Typically, serviceDef contains a relative URI to a data access service
descriptor (see \ref{sect:dasr}), i.e., the RESOURCE's id prepended
with a hash sign.
[I'd like to strike the following paragraph; even for standard services,
I'd rather just use a descriptor with its standardId PARAM set]
The serviceDef column can also contain IVO standardIDs for
standard IVOA capabilities to indicate some the accessURL points to a
service complying to that standard (e.g, SSAP), and a standard client
can be used to operate the service. The details of how to operate
such a service with a datalink identifier are defined in the service
standard [Should we specify it for SIAP and SSAP here?].
(E) Data Access Service Descriptors
-----------------------------------
This would be a new section, probably a subsection of the current
section 5. Here's some prose I'd suggest:
5.3 Data Access Service Descriptors
Data access services are described in VOTable RESOURCE elements with a
type="service" attribute. In datalink responses, they must also have an
ID, as they are referenced from the links table. In data discovery
responses, their ID parameter must reference the FIELD in the
type="result" RESOURCE describing the column containing the dataset
identifiers (see sect.~\ref{sect:dl-in-discovery}).

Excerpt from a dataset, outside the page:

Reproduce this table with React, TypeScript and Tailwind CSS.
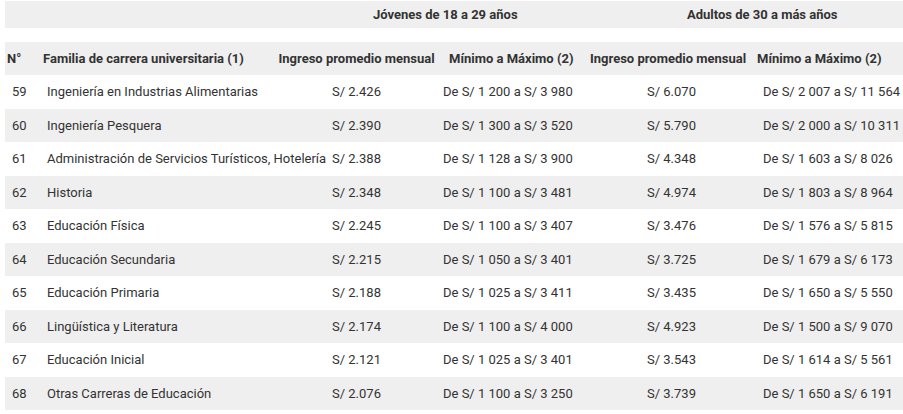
const rows: [string, string, string, string, string, string][] = [
  ["59", "Ingeniería en Industrias Alimentarias", "S/ 2.426", "De S/ 1 200 a S/ 3 980", "S/ 6.070", "De S/ 2 007 a S/ 11 564"],
  ["60", "Ingeniería Pesquera", "S/ 2.390", "De S/ 1 300 a S/ 3 520", "S/ 5.790", "De S/ 2 000 a S/ 10 311"],
  ["61", "Administración de Servicios Turísticos, Hotelería", "S/ 2.388", "De S/ 1 128 a S/ 3 900", "S/ 4.348", "De S/ 1 603 a S/ 8 026"],
  ["62", "Historia", "S/ 2.348", "De S/ 1 100 a S/ 3 481", "S/ 4.974", "De S/ 1 803 a S/ 8 964"],
  ["63", "Educación Física", "S/ 2.245", "De S/ 1 100 a S/ 3 407", "S/ 3.476", "De S/ 1 576 a S/ 5 815"],
  ["64", "Educación Secundaria", "S/ 2.215", "De S/ 1 050 a S/ 3 401", "S/ 3.725", "De S/ 1 679 a S/ 6 173"],
  ["65", "Educación Primaria", "S/ 2.188", "De S/ 1 025 a S/ 3 411", "S/ 3.435", "De S/ 1 650 a S/ 5 550"],
  ["66", "Lingüística y Literatura", "S/ 2.174", "De S/ 1 100 a S/ 4 000", "S/ 4.923", "De S/ 1 500 a S/ 9 070"],
  ["67", "Educación Inicial", "S/ 2.121", "De S/ 1 025 a S/ 3 401", "S/ 3.543", "De S/ 1 614 a S/ 5 561"],
  ["68", "Otras Carreras de Educación", "S/ 2.076", "De S/ 1 100 a S/ 3 250", "S/ 3.739", "De S/ 1 650 a S/ 6 191"],
];

export default function App() {
  return (
    <div
      className="w-[903px] h-[414px] bg-white text-[#333] text-[13px] overflow-hidden pt-px pl-[5px]"
      style={{ fontFamily: "Roboto, 'Liberation Sans', sans-serif" }}
    >
      <div className="w-[898px]">
        {/* grupos de edad */}
        <div className="flex h-[27px] bg-[#efefef] font-bold pt-[4px] whitespace-nowrap">
          <div className="w-[368px]" />
          <div className="w-[314px]">Jóvenes de 18 a 29 años</div>
          <div>Adultos de 30 a más años</div>
        </div>

        {/* encabezado */}
        <div className="mt-[14px] flex items-center h-[33px] bg-[#efefef] font-bold whitespace-nowrap">
          <div className="w-[38px] pl-[2px]">N°</div>
          <div className="w-[235.5px]">Familia de carrera universitaria (1)</div>
          <div className="w-[170.5px]">Ingreso promedio mensual</div>
          <div className="w-[141px]">Mínimo a Máximo (2)</div>
          <div className="w-[167px]">Ingreso promedio mensual</div>
          <div>Mínimo a Máximo (2)</div>
        </div>

        {rows.map((r, i) => (
          <div
            key={r[0]}
            className={`flex items-center h-[33.5px] whitespace-nowrap ${i % 2 ? "bg-[#efefef]" : "bg-white"}`}
          >
            <div className="w-[42px] pl-[7px]">{r[0]}</div>
            <div className="w-[285px]">{r[1]}</div>
            <div className="w-[111px]">{r[2]}</div>
            <div className="w-[204px]">{r[3]}</div>
            <div className="w-[116px]">{r[4]}</div>
            <div>{r[5]}</div>
          </div>
        ))}
      </div>
    </div>
  );
}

The resource content consists of PARAM elements containing general
service metadata, a GROUP describing the input parameters of the
service, and optionally further metadata.
The following PARAMs, identified by their names, are defined by this
standard:
name description required
accessURL URL to invoke the capability yes
standardID URI for the capability no
IVORN IVOA registry identifier no
The access URL may contain GET-type arguments; clients must parse the
URL to decide how to add arguments. Absent a standardID, data access
services use the GET HTTP method.
The standardID, if present, contains an IVORN referring to a service
standard. This allows supporting more complex service contracts if
necessary. It also can be used to refer to S*AP services that allow
retrieval of the data sets.
IVORN, if present, is the identifier of the service in the registry.

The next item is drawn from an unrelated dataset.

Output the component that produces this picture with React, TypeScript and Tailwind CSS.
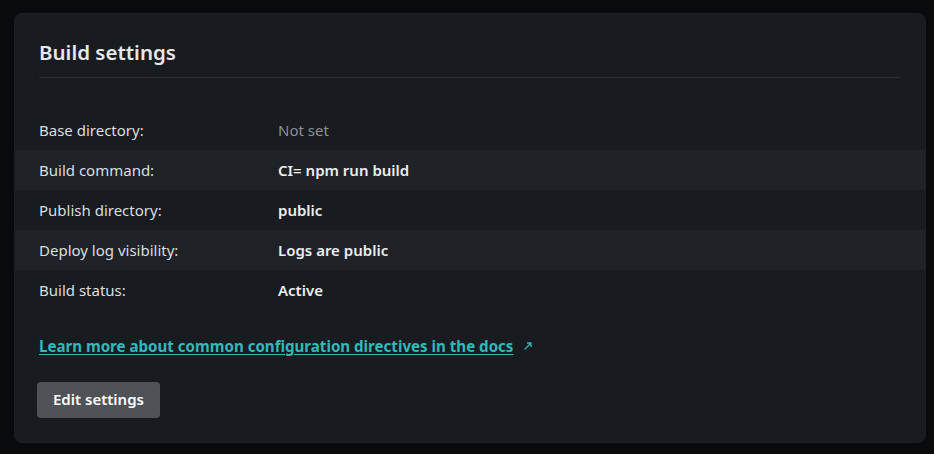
const rows = [
  { label: 'Base directory:', value: 'Not set', muted: true },
  { label: 'Build command:', value: 'CI= npm run build' },
  { label: 'Publish directory:', value: 'public' },
  { label: 'Deploy log visibility:', value: 'Logs are public' },
  { label: 'Build status:', value: 'Active' },
];

export default function App() {
  return (
    <div className="min-h-screen bg-[#080b0e] pt-[13px] pl-[14px] font-['Noto_Sans',sans-serif]">
      <section className="bg-[#181b1f] rounded-lg border border-[#1c1f23] pt-[22px] pb-6 w-[912px]">
        <h2 className="mx-6 text-[20.5px] leading-[32px] font-semibold text-[#e6e8ea] pb-[9px] border-b border-[#2a2d32]">
          Build settings
        </h2>

        <dl className="mt-8">
          {rows.map((row, i) => (
            <div key={row.label}
              className={`flex items-center h-10 px-6 text-[15px] ${i % 2 === 1 ? 'bg-[#1f2226]' : ''}`}>
              <dt className="w-[239px] text-[#dcdee0]">{row.label}</dt>
              <dd className={row.muted ? 'text-[#8d9095]' : 'font-semibold text-[#eceef0]'}>
                {row.value}
              </dd>
            </div>
          ))}
        </dl>

        <p className="mx-6 mt-[25px] text-[15.1px] flex items-center gap-2.5">
          <a href="#" className="font-bold text-[#31b9bb] underline underline-offset-2">
            Learn more about common configuration directives in the docs
          </a>
          <svg width="10" height="10" viewBox="0 0 10 10" className="text-[#31b9bb]">
            <path d="M1.5 8.5 L8 2 M4 2 H8 V6" stroke="currentColor" strokeWidth="1.3" fill="none" />
          </svg>
        </p>

        <button className="ml-[22px] mt-6 h-9 px-4 rounded bg-[#4f5257] text-[15px] font-semibold text-white">
          Edit settings
        </button>
      </section>
    </div>
  );
}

[Is there a scenario where that could become useful? Much as I am a
Registry afficionado, I can't really see what to do with this IVORN
here, and I still don't really believe in registering datalink
services.]
The GROUP describing the input parameters is identified by having the
name inputParams. For each input parameter, there is a VOTable PARAM
element, the name of which gives the name of the HTTP parameters.
Implementors SHOULD make sure to give as much metadata as possible here,
in particular as regards UCDs, units, descriptions useful also to users
not familiar with the underlying data, as well as ranges of valid values
or enumerations of the values accepted by each parameter. A non-empty
value attribute on a VOTable PARAM should be used as a default for the
parameter by a client, in particular in user interfaces to the
service.
Parameters that have roles in known data models SHOULD be marked up as
recommended by the either [VOTable], the data model documents, or any
forthcoming IVOA recommendation. This is particularly important for
parameters that are part of Space-Time-Coordinates.
(F) Guidelines for Data Access Services
---------------------------------------
Here's where the meat is, finally. This would become another toplevel
section. My hope is that this is enough to fulfill our cube access use
case together with all other "simple" cut-out and recalibration use
cases.
6 Guidelines for Data Access Services and their Use
Data Access Services will in general be called by a discovery client
with minimal human intervention. It is therefore important to enable
clients to infer the semantics of the parameters offered and to enable
robust operation.
On errors, data access services MUST NOT return 200 status codes, as
clients have in general no way to tell error messages from useful
content in a data access content. Instead, they SHOULD use one of 400
(bad syntax), 404 (not found), 422 (semantics problems), or 500 (server
problems). Clients SHOULD be prepared to handle other HTTP status codes
like redirects (301 or 303) and authentication requests (401).
Error messages MUST be text/plain and should be rendered without
reflowing.
Data access services SHOULD raise an error when they receive a parameter
unknown to them, and clients SHOULD never pass a parameter to a service
unless it has declared support for it in its data access service
resource. The purpose of this recommendation is that ignored parameters
could mean downloads of gigabytes rather than kilobytes in a data access
context; this should not happen due to a client error.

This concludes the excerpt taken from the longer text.